--- begin ---

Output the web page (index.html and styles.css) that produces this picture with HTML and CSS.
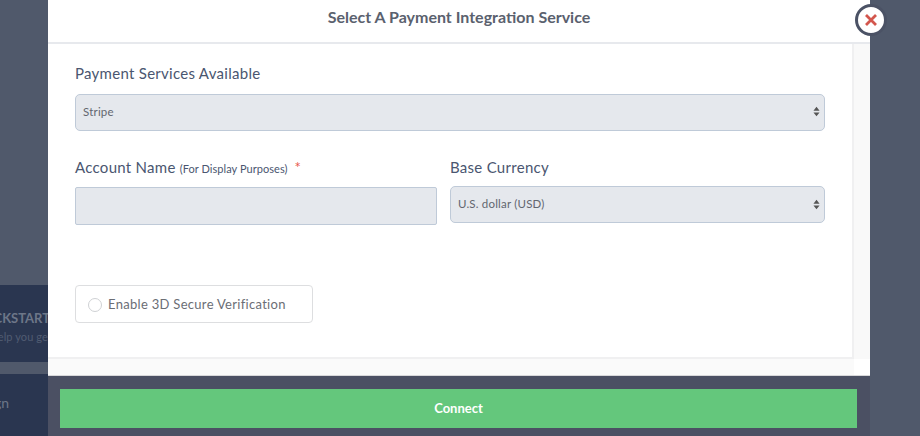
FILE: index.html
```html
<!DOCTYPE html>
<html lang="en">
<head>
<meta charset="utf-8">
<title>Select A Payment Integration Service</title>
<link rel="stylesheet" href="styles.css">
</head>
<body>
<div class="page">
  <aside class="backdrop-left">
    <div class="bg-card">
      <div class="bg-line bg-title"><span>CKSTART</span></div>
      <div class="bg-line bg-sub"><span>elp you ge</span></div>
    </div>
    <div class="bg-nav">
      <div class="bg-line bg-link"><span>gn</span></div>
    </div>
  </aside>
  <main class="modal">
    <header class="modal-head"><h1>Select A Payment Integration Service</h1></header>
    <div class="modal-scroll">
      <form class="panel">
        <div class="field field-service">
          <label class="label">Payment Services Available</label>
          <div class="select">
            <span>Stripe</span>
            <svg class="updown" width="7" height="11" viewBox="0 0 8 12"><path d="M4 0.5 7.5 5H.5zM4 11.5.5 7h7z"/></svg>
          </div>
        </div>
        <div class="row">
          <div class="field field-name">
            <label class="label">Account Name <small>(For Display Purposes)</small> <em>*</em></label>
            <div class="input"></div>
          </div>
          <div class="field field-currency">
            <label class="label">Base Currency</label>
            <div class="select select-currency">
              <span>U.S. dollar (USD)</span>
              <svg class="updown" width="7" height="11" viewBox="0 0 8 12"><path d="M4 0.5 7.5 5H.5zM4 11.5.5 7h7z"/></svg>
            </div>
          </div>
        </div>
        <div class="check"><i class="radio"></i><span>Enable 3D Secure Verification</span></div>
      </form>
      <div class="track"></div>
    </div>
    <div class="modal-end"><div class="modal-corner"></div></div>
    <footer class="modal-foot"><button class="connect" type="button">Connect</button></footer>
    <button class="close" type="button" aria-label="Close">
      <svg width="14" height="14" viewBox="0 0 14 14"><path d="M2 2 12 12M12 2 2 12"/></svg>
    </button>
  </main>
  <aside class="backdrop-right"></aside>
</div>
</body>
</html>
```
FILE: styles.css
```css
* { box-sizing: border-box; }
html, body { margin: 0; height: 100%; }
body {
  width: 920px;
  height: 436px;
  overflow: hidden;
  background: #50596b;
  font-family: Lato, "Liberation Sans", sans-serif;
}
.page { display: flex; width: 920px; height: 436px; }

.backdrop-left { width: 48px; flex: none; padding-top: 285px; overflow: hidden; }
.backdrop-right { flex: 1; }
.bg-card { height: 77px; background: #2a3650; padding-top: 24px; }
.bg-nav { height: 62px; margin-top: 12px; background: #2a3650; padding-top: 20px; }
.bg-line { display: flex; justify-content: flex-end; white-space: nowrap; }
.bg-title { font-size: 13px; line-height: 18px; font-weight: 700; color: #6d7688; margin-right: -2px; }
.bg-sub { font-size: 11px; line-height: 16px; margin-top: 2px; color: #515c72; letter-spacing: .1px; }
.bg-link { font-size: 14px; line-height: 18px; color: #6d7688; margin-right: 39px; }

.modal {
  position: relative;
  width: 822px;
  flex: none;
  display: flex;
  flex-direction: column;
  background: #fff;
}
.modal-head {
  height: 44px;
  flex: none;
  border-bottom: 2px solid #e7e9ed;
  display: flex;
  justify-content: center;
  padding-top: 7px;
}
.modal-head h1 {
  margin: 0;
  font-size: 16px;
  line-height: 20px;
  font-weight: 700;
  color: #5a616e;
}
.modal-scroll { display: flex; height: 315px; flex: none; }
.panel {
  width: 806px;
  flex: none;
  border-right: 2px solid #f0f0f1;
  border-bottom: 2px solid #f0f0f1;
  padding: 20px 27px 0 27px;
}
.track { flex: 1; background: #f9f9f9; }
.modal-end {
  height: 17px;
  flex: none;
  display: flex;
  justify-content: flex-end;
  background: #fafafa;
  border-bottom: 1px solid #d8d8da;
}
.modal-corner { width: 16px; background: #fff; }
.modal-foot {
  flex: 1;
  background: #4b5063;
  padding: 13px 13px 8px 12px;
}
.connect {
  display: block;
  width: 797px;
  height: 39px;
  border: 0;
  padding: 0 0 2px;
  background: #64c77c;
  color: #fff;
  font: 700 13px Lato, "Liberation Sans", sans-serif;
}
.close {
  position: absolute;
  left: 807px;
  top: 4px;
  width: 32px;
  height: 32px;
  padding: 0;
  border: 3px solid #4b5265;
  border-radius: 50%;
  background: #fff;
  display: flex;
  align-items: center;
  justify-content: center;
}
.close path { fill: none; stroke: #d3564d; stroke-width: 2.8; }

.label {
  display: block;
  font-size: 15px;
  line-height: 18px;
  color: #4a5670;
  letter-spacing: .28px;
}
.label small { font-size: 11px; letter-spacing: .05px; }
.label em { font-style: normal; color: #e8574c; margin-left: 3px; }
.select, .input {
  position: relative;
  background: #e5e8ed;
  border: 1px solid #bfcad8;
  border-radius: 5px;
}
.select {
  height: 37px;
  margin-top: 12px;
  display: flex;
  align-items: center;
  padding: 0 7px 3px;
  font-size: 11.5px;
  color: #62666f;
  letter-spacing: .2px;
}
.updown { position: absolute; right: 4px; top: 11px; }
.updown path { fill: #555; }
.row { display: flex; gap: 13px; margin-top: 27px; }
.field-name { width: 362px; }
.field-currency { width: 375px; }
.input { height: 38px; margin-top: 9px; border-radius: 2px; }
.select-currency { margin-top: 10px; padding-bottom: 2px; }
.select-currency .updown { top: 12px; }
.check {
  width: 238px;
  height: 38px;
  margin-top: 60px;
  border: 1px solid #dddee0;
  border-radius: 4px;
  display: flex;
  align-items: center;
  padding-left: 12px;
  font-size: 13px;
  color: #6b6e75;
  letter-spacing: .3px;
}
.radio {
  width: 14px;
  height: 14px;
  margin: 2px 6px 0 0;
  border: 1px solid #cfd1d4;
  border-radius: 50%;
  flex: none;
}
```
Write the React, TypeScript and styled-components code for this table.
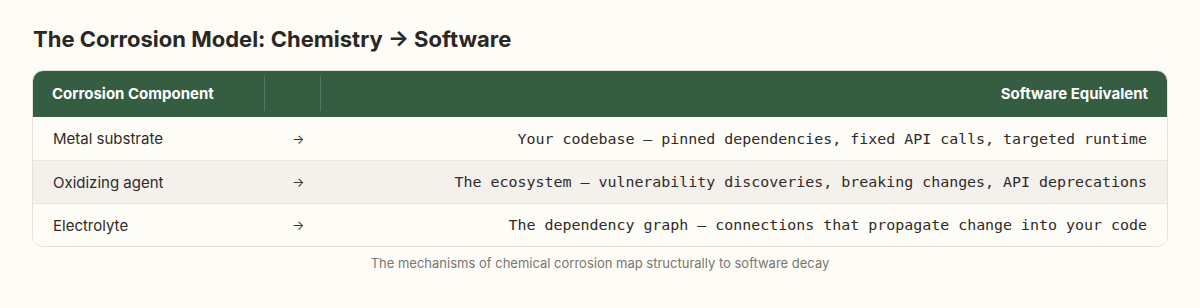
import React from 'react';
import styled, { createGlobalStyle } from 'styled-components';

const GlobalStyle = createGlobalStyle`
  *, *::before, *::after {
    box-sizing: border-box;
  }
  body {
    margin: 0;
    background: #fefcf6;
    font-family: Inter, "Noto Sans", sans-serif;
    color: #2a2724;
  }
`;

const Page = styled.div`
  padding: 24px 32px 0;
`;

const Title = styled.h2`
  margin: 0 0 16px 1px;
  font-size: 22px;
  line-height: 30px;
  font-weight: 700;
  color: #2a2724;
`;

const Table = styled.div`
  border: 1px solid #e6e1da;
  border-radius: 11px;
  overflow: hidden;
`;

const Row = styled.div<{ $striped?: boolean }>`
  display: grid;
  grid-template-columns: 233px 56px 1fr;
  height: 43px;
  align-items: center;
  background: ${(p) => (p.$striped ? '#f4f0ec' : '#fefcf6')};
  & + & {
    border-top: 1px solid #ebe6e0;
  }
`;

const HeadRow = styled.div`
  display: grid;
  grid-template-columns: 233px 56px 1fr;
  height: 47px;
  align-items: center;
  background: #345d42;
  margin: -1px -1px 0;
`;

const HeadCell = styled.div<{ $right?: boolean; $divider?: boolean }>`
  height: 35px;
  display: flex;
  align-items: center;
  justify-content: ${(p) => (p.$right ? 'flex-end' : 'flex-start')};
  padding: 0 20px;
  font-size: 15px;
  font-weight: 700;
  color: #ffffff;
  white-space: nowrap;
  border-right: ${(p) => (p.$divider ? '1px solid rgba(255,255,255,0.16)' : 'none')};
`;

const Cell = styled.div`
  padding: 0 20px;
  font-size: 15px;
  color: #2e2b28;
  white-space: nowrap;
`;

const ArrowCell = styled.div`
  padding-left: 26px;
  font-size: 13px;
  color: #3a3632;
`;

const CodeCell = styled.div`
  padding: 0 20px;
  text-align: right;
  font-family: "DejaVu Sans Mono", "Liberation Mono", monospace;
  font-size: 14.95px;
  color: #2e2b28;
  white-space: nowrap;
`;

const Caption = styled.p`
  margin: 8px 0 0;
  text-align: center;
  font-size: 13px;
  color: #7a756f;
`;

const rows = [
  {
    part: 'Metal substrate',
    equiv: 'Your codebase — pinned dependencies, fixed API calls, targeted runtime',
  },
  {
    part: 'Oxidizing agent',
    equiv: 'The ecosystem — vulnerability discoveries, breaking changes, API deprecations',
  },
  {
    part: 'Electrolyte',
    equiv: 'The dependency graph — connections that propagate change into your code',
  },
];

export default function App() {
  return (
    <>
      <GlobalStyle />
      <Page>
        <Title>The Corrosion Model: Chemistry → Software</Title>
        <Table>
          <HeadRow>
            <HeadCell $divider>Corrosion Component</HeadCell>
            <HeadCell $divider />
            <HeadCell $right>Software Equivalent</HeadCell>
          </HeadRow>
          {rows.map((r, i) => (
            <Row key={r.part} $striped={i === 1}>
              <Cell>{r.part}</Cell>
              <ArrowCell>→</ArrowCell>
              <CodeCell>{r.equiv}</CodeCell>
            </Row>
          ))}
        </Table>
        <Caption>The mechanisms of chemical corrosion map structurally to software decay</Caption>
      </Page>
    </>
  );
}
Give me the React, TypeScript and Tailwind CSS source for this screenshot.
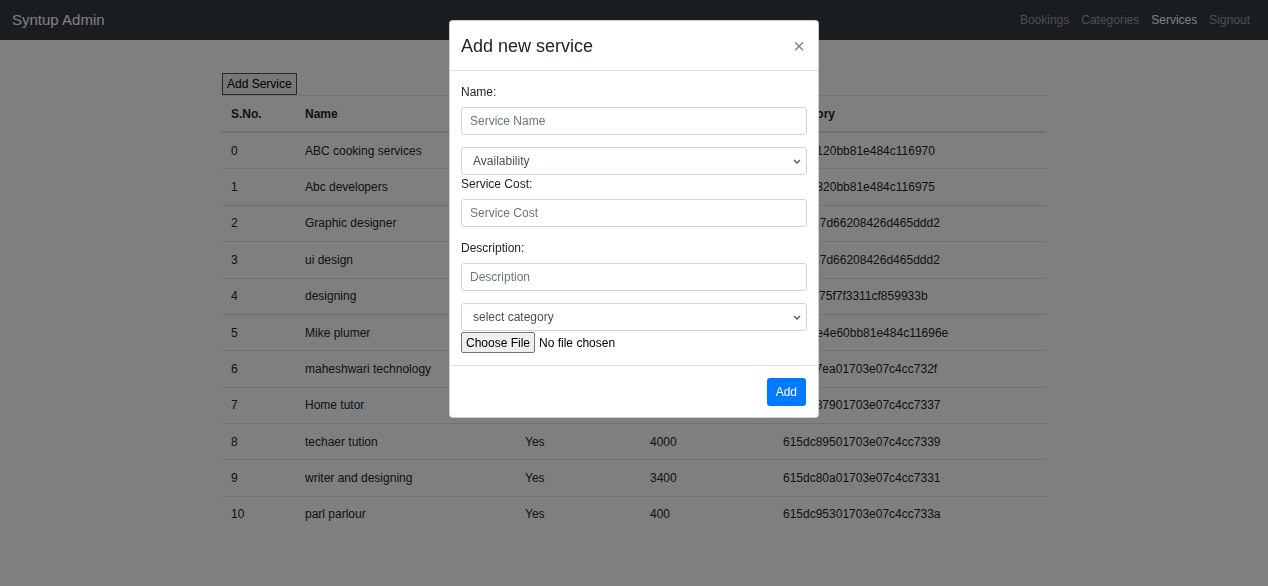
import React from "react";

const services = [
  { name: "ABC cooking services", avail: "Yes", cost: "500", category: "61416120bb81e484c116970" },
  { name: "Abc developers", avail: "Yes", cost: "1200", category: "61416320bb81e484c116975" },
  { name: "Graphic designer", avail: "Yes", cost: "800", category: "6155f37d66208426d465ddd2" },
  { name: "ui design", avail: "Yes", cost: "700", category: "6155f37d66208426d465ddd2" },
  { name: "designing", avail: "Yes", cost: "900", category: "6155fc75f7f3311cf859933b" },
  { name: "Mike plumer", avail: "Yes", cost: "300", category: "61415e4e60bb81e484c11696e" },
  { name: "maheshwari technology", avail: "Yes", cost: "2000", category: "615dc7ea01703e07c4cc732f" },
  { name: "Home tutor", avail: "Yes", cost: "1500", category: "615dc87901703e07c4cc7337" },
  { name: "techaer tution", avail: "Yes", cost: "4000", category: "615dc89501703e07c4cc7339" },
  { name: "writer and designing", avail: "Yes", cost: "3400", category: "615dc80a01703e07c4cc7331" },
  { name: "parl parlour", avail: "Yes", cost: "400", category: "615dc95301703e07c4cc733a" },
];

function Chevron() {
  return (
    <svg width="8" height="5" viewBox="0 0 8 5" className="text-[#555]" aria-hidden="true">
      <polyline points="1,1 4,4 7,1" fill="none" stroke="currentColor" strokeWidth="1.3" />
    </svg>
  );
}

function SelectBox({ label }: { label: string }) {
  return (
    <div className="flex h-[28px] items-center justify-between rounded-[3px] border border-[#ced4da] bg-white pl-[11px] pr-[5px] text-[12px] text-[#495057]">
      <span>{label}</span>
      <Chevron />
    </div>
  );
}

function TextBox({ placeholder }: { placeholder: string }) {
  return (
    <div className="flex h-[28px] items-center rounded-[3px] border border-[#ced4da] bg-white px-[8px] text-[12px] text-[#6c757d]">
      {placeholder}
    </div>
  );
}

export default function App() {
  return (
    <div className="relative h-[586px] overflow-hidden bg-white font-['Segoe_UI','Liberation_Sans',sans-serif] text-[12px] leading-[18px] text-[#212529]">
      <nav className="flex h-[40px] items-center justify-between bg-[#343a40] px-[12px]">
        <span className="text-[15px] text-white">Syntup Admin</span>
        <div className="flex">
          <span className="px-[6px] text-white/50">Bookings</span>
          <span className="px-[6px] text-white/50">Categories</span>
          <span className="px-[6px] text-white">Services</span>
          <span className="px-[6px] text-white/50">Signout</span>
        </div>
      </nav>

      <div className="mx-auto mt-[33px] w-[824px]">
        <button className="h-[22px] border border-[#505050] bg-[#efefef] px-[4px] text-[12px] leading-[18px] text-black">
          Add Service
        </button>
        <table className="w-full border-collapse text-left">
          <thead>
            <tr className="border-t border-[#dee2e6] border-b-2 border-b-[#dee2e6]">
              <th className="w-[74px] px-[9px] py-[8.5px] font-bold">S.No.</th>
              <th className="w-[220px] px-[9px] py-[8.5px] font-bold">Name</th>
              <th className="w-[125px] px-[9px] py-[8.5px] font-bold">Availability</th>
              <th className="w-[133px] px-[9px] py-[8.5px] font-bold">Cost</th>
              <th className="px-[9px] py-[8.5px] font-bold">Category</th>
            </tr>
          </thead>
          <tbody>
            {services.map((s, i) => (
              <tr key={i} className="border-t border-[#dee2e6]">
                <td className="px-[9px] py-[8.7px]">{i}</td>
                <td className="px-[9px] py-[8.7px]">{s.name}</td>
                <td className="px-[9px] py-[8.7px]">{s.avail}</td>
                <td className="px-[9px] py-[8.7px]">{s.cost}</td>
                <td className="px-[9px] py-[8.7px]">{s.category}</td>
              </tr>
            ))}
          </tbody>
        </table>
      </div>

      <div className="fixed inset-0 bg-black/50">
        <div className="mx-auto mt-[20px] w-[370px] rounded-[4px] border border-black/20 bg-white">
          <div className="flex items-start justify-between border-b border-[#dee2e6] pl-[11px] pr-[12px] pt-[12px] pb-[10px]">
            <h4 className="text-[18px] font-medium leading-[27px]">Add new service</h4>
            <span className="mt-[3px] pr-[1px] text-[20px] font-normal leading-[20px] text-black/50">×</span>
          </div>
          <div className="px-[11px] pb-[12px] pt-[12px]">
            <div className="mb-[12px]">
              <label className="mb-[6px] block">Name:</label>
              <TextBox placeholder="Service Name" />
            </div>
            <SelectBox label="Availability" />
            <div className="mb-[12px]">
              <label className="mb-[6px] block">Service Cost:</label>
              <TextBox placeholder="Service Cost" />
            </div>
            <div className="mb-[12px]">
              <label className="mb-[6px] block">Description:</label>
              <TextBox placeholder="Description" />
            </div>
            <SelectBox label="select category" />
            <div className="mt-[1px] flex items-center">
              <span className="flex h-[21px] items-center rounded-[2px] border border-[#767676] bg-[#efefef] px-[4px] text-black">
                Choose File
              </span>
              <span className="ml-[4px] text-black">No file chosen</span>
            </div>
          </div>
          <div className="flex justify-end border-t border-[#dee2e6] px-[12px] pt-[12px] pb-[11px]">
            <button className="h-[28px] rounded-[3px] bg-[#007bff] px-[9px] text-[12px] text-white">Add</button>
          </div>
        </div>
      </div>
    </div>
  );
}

--- end ---

__TASK PROMPT__. Find each line that has the word "components", then copy it out.

__RESPONSE TO THIS EXERCISE__.
Write the React, TypeScript and styled-components code for this table.
import styled, { createGlobalStyle } from 'styled-components';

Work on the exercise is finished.